◆ **Stated problem**
Only a number is expected: how many lines in the data below contain the word "screenshot".

◆ **Entries supplied**
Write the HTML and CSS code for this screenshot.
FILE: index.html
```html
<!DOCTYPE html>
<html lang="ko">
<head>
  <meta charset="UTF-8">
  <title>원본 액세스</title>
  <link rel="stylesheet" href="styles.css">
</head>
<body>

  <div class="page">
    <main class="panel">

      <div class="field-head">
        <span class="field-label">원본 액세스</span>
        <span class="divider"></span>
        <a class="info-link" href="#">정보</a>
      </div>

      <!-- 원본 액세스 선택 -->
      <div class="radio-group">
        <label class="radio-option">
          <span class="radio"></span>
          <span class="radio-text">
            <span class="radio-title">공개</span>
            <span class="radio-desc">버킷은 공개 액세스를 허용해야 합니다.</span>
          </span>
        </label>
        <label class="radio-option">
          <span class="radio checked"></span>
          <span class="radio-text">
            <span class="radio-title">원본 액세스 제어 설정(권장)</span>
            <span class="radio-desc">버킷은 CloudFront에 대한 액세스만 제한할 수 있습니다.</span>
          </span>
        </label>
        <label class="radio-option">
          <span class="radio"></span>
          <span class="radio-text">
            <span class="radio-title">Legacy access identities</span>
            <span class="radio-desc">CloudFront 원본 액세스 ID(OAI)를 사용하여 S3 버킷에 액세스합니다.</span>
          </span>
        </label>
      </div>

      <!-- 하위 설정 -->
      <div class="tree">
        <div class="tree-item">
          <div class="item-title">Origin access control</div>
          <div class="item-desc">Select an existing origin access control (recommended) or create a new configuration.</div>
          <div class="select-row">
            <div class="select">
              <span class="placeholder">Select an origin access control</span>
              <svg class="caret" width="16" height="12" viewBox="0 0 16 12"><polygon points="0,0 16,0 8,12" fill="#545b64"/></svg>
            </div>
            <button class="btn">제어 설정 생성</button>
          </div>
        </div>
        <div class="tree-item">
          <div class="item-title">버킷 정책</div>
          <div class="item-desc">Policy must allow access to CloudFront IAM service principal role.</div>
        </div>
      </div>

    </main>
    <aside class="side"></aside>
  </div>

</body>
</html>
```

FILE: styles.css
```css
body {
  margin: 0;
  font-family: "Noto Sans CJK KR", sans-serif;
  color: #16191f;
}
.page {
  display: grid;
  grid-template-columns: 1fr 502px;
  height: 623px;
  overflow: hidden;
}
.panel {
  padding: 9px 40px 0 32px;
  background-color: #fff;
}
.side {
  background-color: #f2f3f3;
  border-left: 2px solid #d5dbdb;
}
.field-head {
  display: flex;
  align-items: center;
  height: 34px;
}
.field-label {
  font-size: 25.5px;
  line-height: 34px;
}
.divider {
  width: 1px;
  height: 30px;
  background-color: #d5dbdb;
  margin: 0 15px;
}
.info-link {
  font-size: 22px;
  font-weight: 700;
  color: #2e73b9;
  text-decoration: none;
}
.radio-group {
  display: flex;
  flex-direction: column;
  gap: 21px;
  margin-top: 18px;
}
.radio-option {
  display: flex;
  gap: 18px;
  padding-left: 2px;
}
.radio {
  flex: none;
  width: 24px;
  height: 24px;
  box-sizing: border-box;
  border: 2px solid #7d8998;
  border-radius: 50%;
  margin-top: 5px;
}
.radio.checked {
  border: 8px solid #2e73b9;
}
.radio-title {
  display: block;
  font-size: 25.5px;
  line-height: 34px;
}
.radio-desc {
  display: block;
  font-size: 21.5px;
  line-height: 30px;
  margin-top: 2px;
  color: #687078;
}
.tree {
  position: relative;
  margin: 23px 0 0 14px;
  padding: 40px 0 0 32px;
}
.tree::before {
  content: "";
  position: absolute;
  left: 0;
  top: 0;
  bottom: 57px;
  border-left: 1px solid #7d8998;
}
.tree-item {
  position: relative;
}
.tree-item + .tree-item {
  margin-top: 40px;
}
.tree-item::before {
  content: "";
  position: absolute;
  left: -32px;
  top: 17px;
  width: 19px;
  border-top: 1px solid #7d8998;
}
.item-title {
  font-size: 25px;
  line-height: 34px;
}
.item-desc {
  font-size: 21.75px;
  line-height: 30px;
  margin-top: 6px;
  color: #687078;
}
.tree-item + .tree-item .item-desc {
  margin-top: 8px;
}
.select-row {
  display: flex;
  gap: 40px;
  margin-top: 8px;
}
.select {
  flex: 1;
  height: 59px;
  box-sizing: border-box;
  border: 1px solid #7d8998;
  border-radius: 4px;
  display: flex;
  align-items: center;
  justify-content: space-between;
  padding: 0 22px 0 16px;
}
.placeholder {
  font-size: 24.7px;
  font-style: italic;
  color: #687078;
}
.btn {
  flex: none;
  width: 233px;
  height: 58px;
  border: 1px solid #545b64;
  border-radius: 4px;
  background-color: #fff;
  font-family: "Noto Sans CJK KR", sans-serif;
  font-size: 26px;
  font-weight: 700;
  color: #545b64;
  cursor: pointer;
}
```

...

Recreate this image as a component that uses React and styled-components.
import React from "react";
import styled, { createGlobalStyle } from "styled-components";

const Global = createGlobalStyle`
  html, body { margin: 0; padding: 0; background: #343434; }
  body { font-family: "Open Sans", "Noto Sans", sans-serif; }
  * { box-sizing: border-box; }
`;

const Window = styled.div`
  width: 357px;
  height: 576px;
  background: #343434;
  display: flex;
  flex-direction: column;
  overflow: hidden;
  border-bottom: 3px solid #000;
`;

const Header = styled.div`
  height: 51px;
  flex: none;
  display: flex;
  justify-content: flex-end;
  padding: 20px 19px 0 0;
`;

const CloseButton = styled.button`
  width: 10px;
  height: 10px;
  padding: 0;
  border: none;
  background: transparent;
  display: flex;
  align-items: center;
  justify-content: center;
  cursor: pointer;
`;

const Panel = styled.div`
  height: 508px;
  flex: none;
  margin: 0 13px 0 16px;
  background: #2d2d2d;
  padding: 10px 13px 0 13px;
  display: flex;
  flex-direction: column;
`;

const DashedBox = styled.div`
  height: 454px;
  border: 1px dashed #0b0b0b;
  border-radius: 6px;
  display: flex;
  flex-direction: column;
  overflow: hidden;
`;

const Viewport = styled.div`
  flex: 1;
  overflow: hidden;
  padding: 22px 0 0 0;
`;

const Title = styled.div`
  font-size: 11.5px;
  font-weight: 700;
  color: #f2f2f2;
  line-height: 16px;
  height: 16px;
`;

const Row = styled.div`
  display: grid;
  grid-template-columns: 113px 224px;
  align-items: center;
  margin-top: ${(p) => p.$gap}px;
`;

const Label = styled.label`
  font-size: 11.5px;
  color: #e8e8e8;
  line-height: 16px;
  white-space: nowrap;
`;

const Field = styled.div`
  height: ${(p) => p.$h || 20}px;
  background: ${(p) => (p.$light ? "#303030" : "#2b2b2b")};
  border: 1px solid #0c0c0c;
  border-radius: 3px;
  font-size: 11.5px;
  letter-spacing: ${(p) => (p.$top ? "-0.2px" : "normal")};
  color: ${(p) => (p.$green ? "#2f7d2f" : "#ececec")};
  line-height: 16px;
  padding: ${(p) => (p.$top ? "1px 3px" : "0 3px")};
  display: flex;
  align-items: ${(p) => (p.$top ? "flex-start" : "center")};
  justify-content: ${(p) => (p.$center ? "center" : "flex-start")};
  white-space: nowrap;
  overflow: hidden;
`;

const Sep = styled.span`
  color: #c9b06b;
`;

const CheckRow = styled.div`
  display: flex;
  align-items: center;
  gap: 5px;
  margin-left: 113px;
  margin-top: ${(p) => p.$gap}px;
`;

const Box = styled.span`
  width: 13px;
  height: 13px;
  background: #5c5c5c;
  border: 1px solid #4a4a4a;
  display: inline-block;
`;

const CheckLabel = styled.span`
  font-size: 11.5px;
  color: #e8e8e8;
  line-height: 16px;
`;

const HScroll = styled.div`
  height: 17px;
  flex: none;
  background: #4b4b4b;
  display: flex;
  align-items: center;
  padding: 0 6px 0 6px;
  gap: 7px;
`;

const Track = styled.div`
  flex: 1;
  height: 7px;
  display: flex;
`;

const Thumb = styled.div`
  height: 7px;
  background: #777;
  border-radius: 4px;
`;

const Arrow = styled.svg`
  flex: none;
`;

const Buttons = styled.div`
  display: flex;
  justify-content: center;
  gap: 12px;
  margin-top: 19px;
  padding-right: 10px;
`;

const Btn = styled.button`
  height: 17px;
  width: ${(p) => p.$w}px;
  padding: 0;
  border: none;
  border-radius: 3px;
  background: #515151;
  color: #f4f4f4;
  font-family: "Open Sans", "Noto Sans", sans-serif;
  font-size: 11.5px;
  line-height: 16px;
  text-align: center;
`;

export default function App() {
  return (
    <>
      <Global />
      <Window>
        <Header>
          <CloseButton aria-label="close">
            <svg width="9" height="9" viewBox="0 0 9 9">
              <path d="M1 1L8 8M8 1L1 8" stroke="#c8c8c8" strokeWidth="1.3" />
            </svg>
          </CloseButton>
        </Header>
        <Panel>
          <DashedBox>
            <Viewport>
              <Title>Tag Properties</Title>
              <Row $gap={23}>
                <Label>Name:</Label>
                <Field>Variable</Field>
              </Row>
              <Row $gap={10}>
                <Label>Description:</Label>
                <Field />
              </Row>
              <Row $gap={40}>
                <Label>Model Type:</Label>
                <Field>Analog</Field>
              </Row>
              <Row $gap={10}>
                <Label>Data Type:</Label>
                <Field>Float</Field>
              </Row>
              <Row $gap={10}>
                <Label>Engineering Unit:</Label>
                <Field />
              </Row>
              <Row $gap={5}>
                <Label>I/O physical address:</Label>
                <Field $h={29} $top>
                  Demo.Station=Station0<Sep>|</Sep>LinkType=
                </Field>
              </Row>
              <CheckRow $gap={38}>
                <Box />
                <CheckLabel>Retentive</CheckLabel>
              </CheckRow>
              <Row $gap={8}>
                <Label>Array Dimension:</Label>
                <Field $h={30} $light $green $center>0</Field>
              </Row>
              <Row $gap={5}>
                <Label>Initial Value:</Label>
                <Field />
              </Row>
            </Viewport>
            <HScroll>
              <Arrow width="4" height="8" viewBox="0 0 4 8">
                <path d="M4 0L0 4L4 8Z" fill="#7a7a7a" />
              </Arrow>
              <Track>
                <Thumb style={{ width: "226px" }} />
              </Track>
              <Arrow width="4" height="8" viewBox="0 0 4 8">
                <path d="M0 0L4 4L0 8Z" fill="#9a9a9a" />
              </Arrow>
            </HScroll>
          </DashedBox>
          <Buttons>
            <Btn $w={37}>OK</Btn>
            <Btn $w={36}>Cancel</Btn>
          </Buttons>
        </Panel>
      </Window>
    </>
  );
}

...

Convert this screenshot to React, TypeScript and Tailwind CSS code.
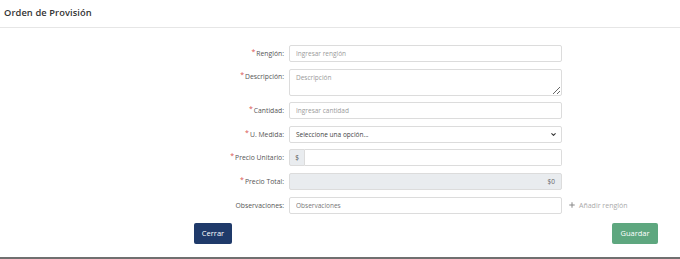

◆ **Response for this exercise**
2